According to the Cambridge Dictionary, ‘hybrid’ is “a plant or animal that has been produced from two different types of plant or animal, especially to get better characteristics”.
Publishers are taking the best of what they did before and combining it with the best of everything that’s happened since to create an incredibly exciting new “hybrid” future.
WFH? Wasn’t that great? Got the job done, no commuting and a better work / life balance, and the bedroom is so much cheaper than prime city-centre real estate. For a while, many assumed WFH was the future, until the much derided office found its advocates who pointed out that the bedroom was pretty lousy for mental health, team building, ideas generation, company culture, staff onboarding and, actually, not so good in terms of work / life balance after all as the lines between the two became increasingly blurred. The growing consensus now seems to be that a bit of both is the way forward. In the words of one of our recent podcast guests, CPL’s Mike Sewell, the office should be for “heads-up and heads-together” activities and the home for “heads-down and getting things done” stuff.

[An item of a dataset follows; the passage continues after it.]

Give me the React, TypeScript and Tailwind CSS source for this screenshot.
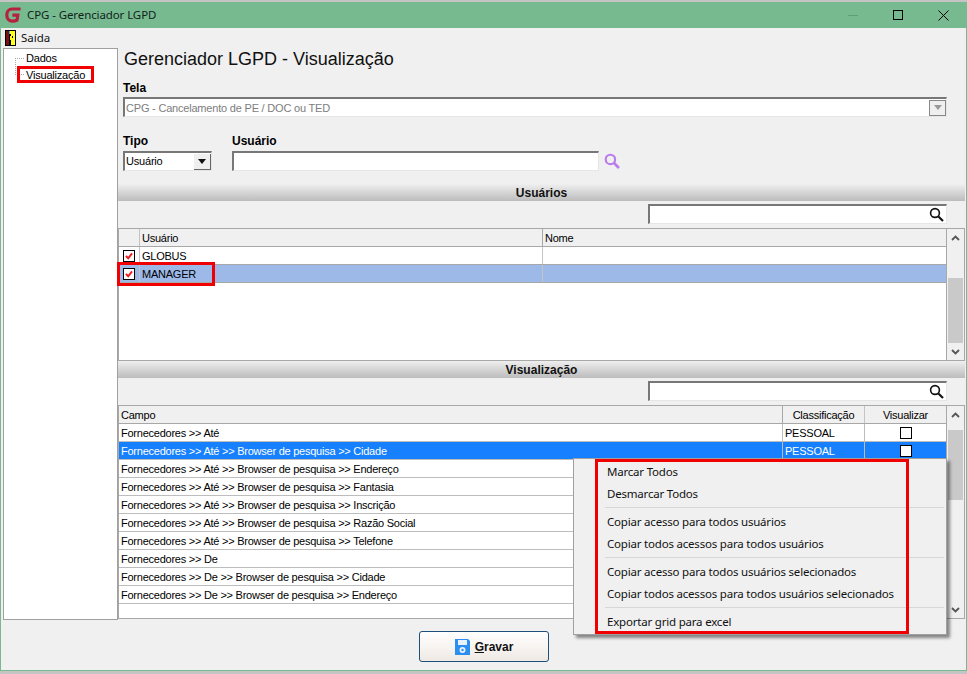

Similarly with events. After a halting start (“you’re on mute, Bob”), virtual events worked exceptionally well, achieving a global reach unimaginable with physical events and creating a long tail of valuable on-demand content. But no-one imagines that in-person events won’t come back strong, so what if we can combine the reach of virtual with the intimacy of physical, to get the best of both worlds? In the words of Hearst UK’s Nikki Clare, speaking at the PPA Leadership Summit, in future, “the optimal event plan will encapsulate a physical event, wrapped with a virtual experience”.
It’s not just working practices and events. As we continue our journey out of lockdown, publishers will adopt the hybrid approach across all their business activities. That’s one of the big advances of the last eighteen months.